Can the exponential leap in the AIDS epidemic worldwide be attributed mainly to sexual behaviour, as it is claimed that AIDS is largely a sexually transmitted disease?

In the light of the impending catastrophe that awaits Africa – drastically shortened lifespans and negative population growth due to severe escalating death rates from AIDS, and economic collapse - the US and the industrialised nations spend less than one percent of their overseas development budgets on AIDS.

This was revealed in a UN study in 1999, which showed that the rich countries spend $350 million to fight AIDS but their spending was not in keeping with the spread of the disease.

According to a press report dated 23 April 1999, the UNAIDS Director was quoted as saying: ‘Twenty years into the epidemic … AIDS is expanding three times faster than the funding to control it.

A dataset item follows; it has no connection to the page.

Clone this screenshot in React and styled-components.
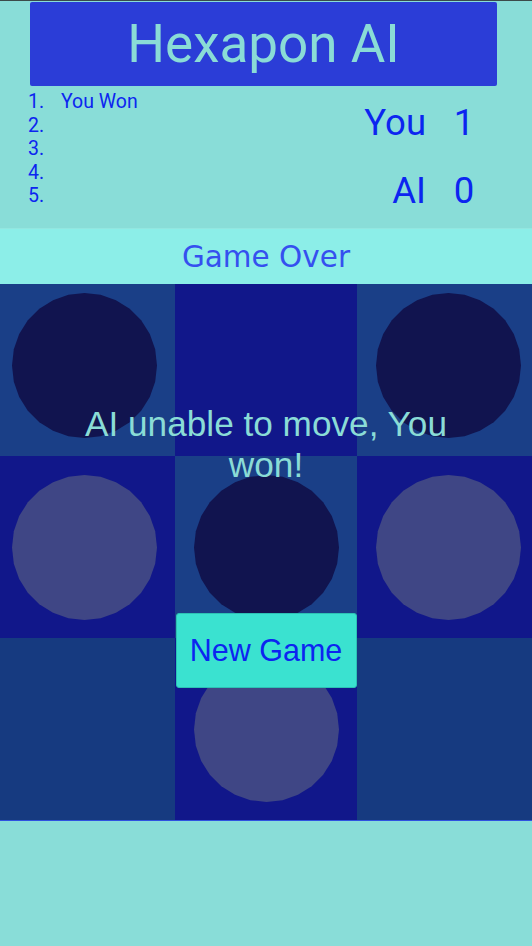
import React from 'react'
import styled, { createGlobalStyle } from 'styled-components'

const teal = '#89ddd8'
const ink = '#0c25f0'

const GlobalStyle = createGlobalStyle`
  html, body {
    margin: 0;
    padding: 0;
    background: ${teal};
  }
  #root {
    min-height: 100vh;
  }
`

const cells = [
  { tone: 'light', piece: 'dark' },
  { tone: 'dark', piece: null },
  { tone: 'light', piece: 'dark' },
  { tone: 'dark', piece: 'light' },
  { tone: 'light', piece: 'dark' },
  { tone: 'dark', piece: 'light' },
  { tone: 'lightLow', piece: null },
  { tone: 'dark', piece: 'light' },
  { tone: 'lightLow', piece: null },
]

const history = ['You Won', '', '', '', '']

const scores = [
  { who: 'You', points: 1 },
  { who: 'AI', points: 0 },
]

const toneColors = {
  light: '#1a3f87',
  lightLow: '#163a80',
  dark: '#11178a',
}

const pieceColors = {
  dark: '#11144f',
  light: '#3f4685',
}

const Page = styled.div`
  display: flex;
  flex-direction: column;
  border-top: 1px solid #3c4a4a;
  background: ${teal};
`

const TitleBar = styled.header`
  margin: 1px 35px 0 30px;
  height: 84px;
  background: #2b3dd7;
  border-radius: 2px;
  display: flex;
  justify-content: center;
  align-items: center;
`

const Title = styled.h1`
  margin: 0;
  font-family: Roboto, 'Noto Sans', sans-serif;
  font-weight: 400;
  font-size: 53px;
  color: #8adcd6;
`

const InfoRow = styled.section`
  height: 142px;
  display: flex;
  justify-content: space-between;
  align-items: flex-start;
  font-family: Roboto, 'Noto Sans', sans-serif;
  color: ${ink};
`

const MoveList = styled.ol`
  margin: 4px 0 0 0;
  padding: 0 0 0 28px;
  list-style: none;
  font-size: 19.5px;
  line-height: 23.5px;
`

const Move = styled.li`
  display: flex;
`

const MoveNumber = styled.span`
  width: 33px;
`

const Scoreboard = styled.div`
  margin: 2px 50px 0 0;
  display: grid;
  grid-template-columns: auto 36px;
  column-gap: 20px;
  grid-auto-rows: 68px;
  align-items: center;
  font-size: 36.5px;
`

const ScoreName = styled.span`
  text-align: right;
`

const ScoreValue = styled.span`
  text-align: center;
`

const StatusBand = styled.div`
  position: relative;
  z-index: 2;
  height: 56px;
  background: #8ceee8;
  border-top: 1px solid #93e6e0;
  box-sizing: border-box;
  display: flex;
  justify-content: center;
  align-items: center;
  font-family: 'DejaVu Sans', Verdana, sans-serif;
  font-size: 29.5px;
  color: #3550ef;
`

const BoardFrame = styled.div`
  position: relative;
  margin-top: -10px;
  width: 532px;
  overflow: hidden;
`

const Board = styled.div`
  margin-left: -7px;
  width: 546px;
  display: grid;
  grid-template-columns: repeat(3, 182px);
  grid-auto-rows: 182px;
  border-bottom: 1px solid #2f52e0;
`

const Cell = styled.div`
  background: ${(p) => toneColors[p.$tone]};
  display: flex;
  justify-content: center;
  align-items: center;
`

const Overlay = styled.div`
  position: absolute;
  inset: 0;
  display: flex;
  flex-direction: column;
  align-items: center;
`

const Message = styled.p`
  margin: 129px 0 0 0;
  width: 420px;
  text-align: center;
  font-family: 'Liberation Sans', Arial, sans-serif;
  font-size: 35.2px;
  line-height: 41px;
  color: #8adcd6;
`

const NewGameButton = styled.button`
  margin-top: 128px;
  width: 181px;
  height: 75px;
  background: #3ae2d0;
  border: 1px solid #2cc2b4;
  border-radius: 3px;
  font-family: 'Liberation Sans', Arial, sans-serif;
  font-size: 30.5px;
  color: ${ink};
  cursor: pointer;
`

const facetPoints = (() => {
  const n = 28
  const pts = []
  for (let i = 0; i < n; i++) {
    const a = (i / n) * Math.PI * 2
    pts.push(`${(72.5 + 72.5 * Math.cos(a)).toFixed(2)},${(72.5 + 72.5 * Math.sin(a)).toFixed(2)}`)
  }
  return pts.join(' ')
})()

const Piece = ({ color }) => (
  <svg width="145" height="145" viewBox="0 0 145 145">
    <polygon points={facetPoints} fill={pieceColors[color]} />
  </svg>
)

export default function App() {
  return (
    <Page>
      <GlobalStyle />
      <TitleBar>
        <Title>Hexapon AI</Title>
      </TitleBar>
      <InfoRow>
        <MoveList>
          {history.map((move, i) => (
            <Move key={i}>
              <MoveNumber>{i + 1}.</MoveNumber>
              <span>{move}</span>
            </Move>
          ))}
        </MoveList>
        <Scoreboard>
          {scores.map(({ who, points }) => (
            <React.Fragment key={who}>
              <ScoreName>{who}</ScoreName>
              <ScoreValue>{points}</ScoreValue>
            </React.Fragment>
          ))}
        </Scoreboard>
      </InfoRow>
      <StatusBand>Game Over</StatusBand>
      <BoardFrame>
        <Board>
          {cells.map((c, i) => (
            <Cell key={i} $tone={c.tone}>
              {c.piece && <Piece color={c.piece} />}
            </Cell>
          ))}
        </Board>
        <Overlay>
          <Message>AI unable to move, You won!</Message>
          <NewGameButton>New Game</NewGameButton>
        </Overlay>
      </BoardFrame>
    </Page>
  )
}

Weighed against the global catastrophe of the AIDS epidemic, level of spending for HIV is minimal.’

‘Donor nations must realize that their substantial investments towards improving conditions in developing nations will be effectively obliterated unless more is invested in fighting AIDS – the single greatest threat to global development today,’ he warned.

UNAIDS says that AIDS funding in Africa alone will require more than $3 billion per year and only a fraction of this amount is available. It realises that one of the major obstacles in the battle against AIDS is the lack of funds.

Kofi Annan, the UN Secretary-General, last February made an appeal to the UN member states to mobilize resources to reverse the AIDS pandemic.

It is still yet to be seen how the rich countries will respond to the AIDS pandemic.

A Special Session of the UN General Assembly is planned for June to devise a Global Action Plan against AIDS. The meeting aims to secure political and social commitments to fight the epidemic and includes focusing on international funding, debt relief, and the pharmaceutical industry, among others.

However, WB-IMF policies are still in place that continue to exact strict conditionalities and force poor countries to go on paying their debts.

Drug companies still insist that Third World countries must pay world market prices for anti-AIDS drugs, otherwise they will be faced with trade sanctions.

And South Africa is being sued by the drug corporations and their Northern proxies for making anti-AIDS drugs affordable to AIDS patients.

If this is any indication, the view is hardly rose-coloured.